The Defense Department is, perhaps, the biggest user of the spectrum within the United States. But for the U.S. to remain economically competitive, the DOD must share the spectrum. The DOD's chief information officer said it's possible to do that without compromising national security.
"As the DOD CIO, we absolutely get it at the Department of Defense that we need to balance our economic advantage by maximizing spectrum, as well as being able to preserve our national security responsibilities," said John Sherman, during a keynote address recently at the National Telecommunications and Information Administration's Spectrum Policy Symposium. "We have to be able to balance that."
China, named by the Defense Department as a pacing challenge, is moving along technologically, economically and militarily "at a very fast clip," Sherman said.
"I would say they're challenging us in many spaces — not just with defense and military, but in economic, technology, spectrum and otherwise," he said. "We all better be able to rise to the challenge of what they're presenting; finding the spectrum way ahead is critical to our nation."
Already, Sherman said, the DOD has had success in sharing spectrum with industry and doing it in a way that balances the Nation's defense and the needs of industry.
"Most recently, there was 'America's Mid-Band Initiative Team,' or AMBIT, making available spectrum to industry between the 3.45 to 3.55 [GHz] part of the spectrum, which raised in an auction last fall, $21 billion," he said. "That took a lot of work and a sprint by our collective team at DOD and working with the interagency to make that happen."
In August 2022, AMBIT identified a segment of spectrum from 3450-3550 MHz as available for sharing. Coupled with already available spectrum from 3550-3980 MHz, the effort created a contiguous 530 MHz band for use by the U.S. technology sector. The DOD was also part of establishing the sharing framework in the Citizens Band Radio Service, or CBRS, in the 3550-3650 MHz band.
Today, Sherman said, the DOD is working with partners, including NTIA, on finding ways to share the 3100-3450 MHz portion of the spectrum. The effort is called Emerging Mid-Band Radar Spectrum Sharing, or EMBRSS. The effort, he said, is built on the successes and lessons learned from other spectrum-sharing activities.
As part of EMBRSS, Sherman said, it's critical that DOD share, rather than give up entirely, access to the 3100-3450 MHz portion of the spectrum, considering the use of that spectrum by critical U.S. military radar systems.
"We have many radars ... land, air and sea-based, that are critical for our service members to train on before they deploy into harm's way overseas, and also to protect our homeland, day in and day out, both against threats such as Russian 'Bear' bombers flying off our coastline, to emerging threats from our pacing challenge that can reach out and touch our homeland in a conflict situation, as well as border security and other very important missions," Sherman said. "As I said during my confirmation hearing last fall, sharing of the spectrum space must be our watchword."
Vacating the 3100-3450 MHz band would take decades and would cost the DOD billions of dollars, Sherman said.
"But sharing offers us a way ahead out of this and we've proven we can do this with the other initiatives I've talked about," he said. "We can make sharing work in collaboration with you all in industry and with our interagency partners."

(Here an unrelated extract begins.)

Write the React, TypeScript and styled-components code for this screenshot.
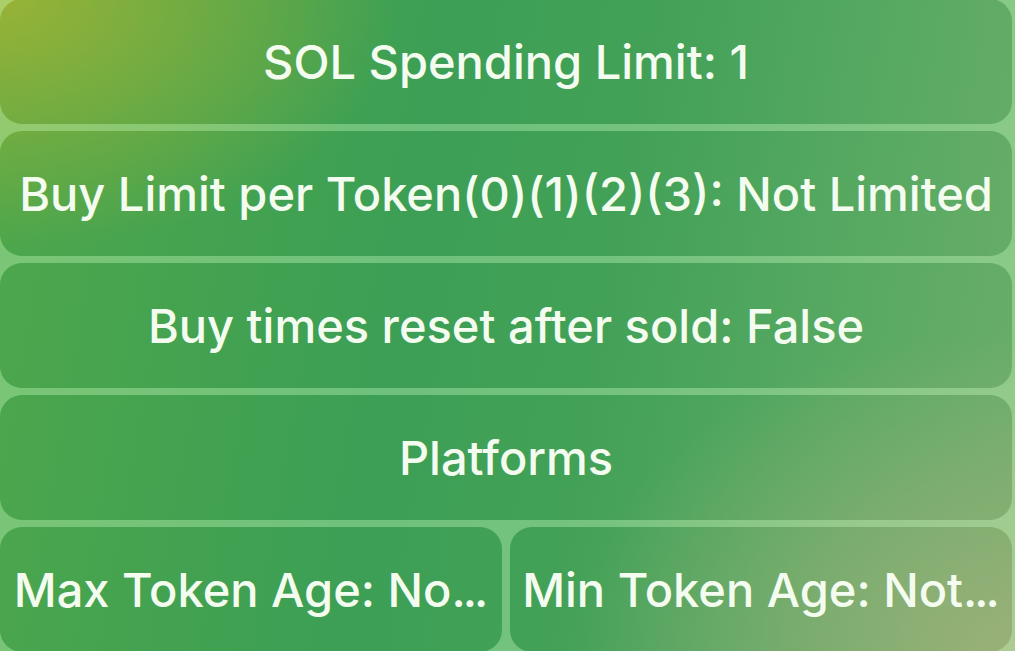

Sherman said the DOD has already held ten meetings as part of the Partnering on Advanced and Holistic Spectrum Solution, or PATHSS, task group established last year with the National Spectrum Consortium to bring together DOD, interagency partners, industry and academia to work through how the department can do spectrum sharing in the 3100-3450 MHz spectrum band.
"This is our effort to reach out [and] hear other voices — not just look at it through a defense prism, but try to balance all the different equities there," Sherman said.
A subset of the PATHSS task group, the PATHSS-C, he said, where the "C" is for "classified," is working at a classified level to get into the details of how DOD can share the spectrum used by military radars and still defend the nation.
"We're going to figure this out together," Sherman told industry attendees at the symposium. "I need your help as the DOD CIO to continue to get through this. And I don't say this with hyperbole about what it would take for us to move these radars. I want us to be successful economically, but I also want to work with you to ensure we can keep this nation safe, and our women and men safe downrange wherever they have to deploy now or in the future. And that is a sacred obligation I have as DOD CIO."